The integration of blockchain technology into taxation processes stands as a powerful catalyst for transparency, revolutionizing how governments worldwide manage tax-related transactions. A notable example lies in the European Union, where a comprehensive value-added tax (VAT) standard and protocol, utilizing blockchain, unifies all VAT accounting transactions across the continent, offering tax authorities immediate access to real-time VAT transaction information. In Estonia, the government pioneers the "Keyless Signature Infrastructure" (KSI) using blockchain, allowing citizens to effortlessly verify the completeness of their information records and control data access securely. China, recognizing the potential of blockchain, established a research team in 2017, leading to the debut of the first blockchain electronic invoice in Shenzhen by August 2018. Luxembourg, too, embraces blockchain, initiating trials for tax declarations and audits.

China, recognizing the potential of blockchain, established a research team in 2017, leading to the debut of the first blockchain electronic invoice in Shenzhen by August 2018. This demonstrates the country's commitment to integrating cutting-edge technology into tax administration.

Within transaction activities, blockchain provides a transparent and tamper-proof record-keeping system, consolidating logistics, funds, and information flows. A potential solution involves establishing a "tax private chain" for each entity, recording every financial transaction with smart contracts ensuring mutual verification. This fosters an environment discouraging manipulative activities, enabling seamless integration between transactions and tax reporting. While the future promises digitization of assets on the blockchain, it's crucial to recognize that blockchain won't immediately replace regulatory bodies. Instead, startups can assist taxpayers in developing tax systems, preventing adjustments once data is input, and allowing for automatic and instant audit processes.

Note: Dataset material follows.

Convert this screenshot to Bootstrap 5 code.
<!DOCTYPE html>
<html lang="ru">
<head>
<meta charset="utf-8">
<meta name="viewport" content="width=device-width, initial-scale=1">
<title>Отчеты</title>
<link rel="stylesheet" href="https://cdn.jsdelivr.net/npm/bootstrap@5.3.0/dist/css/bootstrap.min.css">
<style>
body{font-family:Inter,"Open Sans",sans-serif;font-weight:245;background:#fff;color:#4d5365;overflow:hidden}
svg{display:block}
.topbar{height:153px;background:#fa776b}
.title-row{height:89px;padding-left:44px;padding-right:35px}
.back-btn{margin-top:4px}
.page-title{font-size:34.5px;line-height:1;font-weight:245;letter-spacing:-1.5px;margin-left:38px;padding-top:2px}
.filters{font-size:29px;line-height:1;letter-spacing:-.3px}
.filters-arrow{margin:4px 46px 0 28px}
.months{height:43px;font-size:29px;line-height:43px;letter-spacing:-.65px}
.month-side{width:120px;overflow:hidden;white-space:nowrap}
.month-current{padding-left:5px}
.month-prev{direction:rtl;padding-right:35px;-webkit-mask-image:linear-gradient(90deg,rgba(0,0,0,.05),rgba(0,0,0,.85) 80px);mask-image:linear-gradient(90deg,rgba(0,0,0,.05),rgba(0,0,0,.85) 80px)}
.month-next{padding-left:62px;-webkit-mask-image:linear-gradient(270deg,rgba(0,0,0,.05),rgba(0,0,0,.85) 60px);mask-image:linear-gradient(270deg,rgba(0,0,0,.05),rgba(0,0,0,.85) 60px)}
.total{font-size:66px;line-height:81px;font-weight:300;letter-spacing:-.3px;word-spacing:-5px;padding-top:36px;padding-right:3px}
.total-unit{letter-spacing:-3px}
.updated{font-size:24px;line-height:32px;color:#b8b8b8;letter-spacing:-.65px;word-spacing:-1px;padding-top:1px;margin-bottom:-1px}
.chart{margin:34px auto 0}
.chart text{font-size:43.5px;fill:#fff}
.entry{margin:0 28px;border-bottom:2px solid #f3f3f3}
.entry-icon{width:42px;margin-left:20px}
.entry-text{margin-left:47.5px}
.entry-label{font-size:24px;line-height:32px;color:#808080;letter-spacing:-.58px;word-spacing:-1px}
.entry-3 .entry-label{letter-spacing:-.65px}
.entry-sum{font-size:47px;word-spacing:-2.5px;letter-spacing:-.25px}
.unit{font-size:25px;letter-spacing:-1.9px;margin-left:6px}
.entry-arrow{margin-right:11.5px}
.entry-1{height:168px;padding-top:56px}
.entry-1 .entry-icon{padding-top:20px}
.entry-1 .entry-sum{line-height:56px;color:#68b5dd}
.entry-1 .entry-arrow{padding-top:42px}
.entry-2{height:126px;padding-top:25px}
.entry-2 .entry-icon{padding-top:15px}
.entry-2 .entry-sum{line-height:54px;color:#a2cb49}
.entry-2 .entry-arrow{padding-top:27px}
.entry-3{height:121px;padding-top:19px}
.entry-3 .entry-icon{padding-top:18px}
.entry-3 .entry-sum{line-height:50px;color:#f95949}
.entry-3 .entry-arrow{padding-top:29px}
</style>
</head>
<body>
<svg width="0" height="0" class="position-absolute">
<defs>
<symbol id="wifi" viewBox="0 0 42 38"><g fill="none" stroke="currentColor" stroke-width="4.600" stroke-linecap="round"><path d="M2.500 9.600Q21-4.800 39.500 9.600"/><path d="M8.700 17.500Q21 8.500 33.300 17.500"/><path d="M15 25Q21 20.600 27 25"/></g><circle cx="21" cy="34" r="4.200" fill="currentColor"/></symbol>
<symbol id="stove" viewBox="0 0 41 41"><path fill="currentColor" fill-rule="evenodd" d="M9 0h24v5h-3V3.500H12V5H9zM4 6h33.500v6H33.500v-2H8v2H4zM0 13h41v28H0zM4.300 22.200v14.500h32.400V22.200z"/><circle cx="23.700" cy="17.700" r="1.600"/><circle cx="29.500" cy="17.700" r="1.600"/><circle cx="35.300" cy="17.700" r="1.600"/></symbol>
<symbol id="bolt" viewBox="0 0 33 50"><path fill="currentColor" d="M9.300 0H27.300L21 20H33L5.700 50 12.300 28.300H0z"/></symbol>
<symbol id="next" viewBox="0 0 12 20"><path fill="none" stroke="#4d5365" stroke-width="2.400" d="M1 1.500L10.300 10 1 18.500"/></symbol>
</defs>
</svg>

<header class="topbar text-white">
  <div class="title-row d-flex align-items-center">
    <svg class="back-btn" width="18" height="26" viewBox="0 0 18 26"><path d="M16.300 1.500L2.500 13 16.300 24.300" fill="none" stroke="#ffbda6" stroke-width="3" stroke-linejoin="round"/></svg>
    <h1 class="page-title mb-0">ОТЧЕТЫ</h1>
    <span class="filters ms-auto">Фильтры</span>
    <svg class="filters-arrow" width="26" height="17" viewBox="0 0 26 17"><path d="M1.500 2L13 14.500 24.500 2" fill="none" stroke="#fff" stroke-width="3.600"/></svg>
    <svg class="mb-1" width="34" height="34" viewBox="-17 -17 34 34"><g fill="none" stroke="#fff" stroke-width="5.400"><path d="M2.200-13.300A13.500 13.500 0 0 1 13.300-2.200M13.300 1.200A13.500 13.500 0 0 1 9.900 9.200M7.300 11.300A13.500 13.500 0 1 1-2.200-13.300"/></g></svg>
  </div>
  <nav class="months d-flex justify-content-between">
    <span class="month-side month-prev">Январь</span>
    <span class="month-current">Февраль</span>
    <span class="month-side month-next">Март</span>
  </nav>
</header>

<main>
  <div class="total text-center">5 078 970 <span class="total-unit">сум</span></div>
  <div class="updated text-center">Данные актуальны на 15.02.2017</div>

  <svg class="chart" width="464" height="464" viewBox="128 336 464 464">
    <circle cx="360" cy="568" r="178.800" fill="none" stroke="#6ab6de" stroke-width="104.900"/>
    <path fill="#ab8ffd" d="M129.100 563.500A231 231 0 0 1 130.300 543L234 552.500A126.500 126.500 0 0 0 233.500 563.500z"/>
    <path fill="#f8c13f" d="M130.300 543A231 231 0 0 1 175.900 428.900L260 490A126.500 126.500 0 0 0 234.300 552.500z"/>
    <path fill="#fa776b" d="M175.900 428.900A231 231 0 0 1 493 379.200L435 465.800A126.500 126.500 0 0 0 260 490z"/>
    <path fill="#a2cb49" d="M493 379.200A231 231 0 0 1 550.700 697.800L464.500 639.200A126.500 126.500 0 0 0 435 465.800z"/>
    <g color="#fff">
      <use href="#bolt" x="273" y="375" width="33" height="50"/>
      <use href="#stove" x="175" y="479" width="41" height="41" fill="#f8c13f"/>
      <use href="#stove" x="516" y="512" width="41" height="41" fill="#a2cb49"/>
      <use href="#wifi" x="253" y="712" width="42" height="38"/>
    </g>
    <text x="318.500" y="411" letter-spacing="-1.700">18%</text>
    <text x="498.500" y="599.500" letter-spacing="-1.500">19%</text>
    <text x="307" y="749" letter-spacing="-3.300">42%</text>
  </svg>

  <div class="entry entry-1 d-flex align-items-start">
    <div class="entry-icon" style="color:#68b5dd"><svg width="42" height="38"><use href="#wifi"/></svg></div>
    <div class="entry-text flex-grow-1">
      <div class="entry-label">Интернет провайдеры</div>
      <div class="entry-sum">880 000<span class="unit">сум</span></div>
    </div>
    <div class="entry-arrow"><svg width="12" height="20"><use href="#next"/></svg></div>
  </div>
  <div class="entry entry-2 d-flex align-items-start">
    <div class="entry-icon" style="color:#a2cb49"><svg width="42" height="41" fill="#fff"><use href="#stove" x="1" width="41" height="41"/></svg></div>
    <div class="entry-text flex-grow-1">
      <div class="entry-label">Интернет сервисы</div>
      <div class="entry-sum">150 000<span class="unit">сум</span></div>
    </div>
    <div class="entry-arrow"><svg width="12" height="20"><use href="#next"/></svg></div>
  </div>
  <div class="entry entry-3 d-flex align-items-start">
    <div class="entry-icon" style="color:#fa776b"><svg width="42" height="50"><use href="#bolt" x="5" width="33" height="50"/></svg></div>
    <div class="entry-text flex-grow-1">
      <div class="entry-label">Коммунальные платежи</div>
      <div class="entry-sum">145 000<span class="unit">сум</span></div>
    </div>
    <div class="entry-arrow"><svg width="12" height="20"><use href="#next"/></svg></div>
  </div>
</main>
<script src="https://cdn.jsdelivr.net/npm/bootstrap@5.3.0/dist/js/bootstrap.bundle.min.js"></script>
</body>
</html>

Although blockchain is an incredibly helpful and promising technology, it is not the be-all and end-all method for storing and verifying data. While some proponents of blockchain hope for it to be used in voting, to provide reliable access to suffrage, especially in marginalized communities, it adds the risk of election interference. And because of the decentralized nature of blockchain, it will be incredibly difficult to detect when these interferences occur. Even the Digital Currency Initiative (DCI), a research community from MIT advocates against blockchain in elections. “Online voting systems are vulnerable to serious failures: attacks that are larger scale, harder to detect, and easier to execute than analogous attacks against paper-ballot-based voting systems.” [4]

Blockchain is most widely used currently as part of cryptocurrency to make rapid untraced transactions between individuals. El Salvador, a nation plagued with hyperinflation in the 20th century, uses the United States Dollar as their main currency. However, they are unable to control their own monetary policy as they use a foreign currency. In 2021, El Salvador made Bitcoin legal tender and began purchasing Bitcoin. However, due to the 2021-2022 cryptocurrency crash, El Salvador reportedly lost $22 million of Bitcoin. Bitcoin and virtually all other cryptocurrencies are very volatile; they can gain and lose value incredibly quickly. Alternatives to normal cryptocurrencies include stablecoins—a type of cryptocurrency pegged to another currency—have been proposed, but in practice, the lack of financial reserves to back the coin cause it to quickly fail.

In addition to these challenges, current laws and regulations directly associated with blockchain are fundamentally lacking. This presents a significant obstacle to using blockchain as a basis for tax administration. As blockchain continues to infiltrate the economic sector at an accelerating pace, the increasing contrast with the absence of clear legal regulations becomes apparent. Foreseeably, this will pose a long-term challenge for tax administration.


In the rapidly evolving landscape of technological innovation, the integration of blockchain technology into citizen verification and taxation processes emerges as a transformative force for transparency and efficiency. The potential benefits, from reduced collection costs to enhanced economic planning, make blockchain a pivotal player in the quest for a more efficient and prosperous government. As we navigate this transformative journey, balancing the advantages with the need for vigilant oversight will be crucial to realizing the full potential of blockchain in taxation and citizen verification.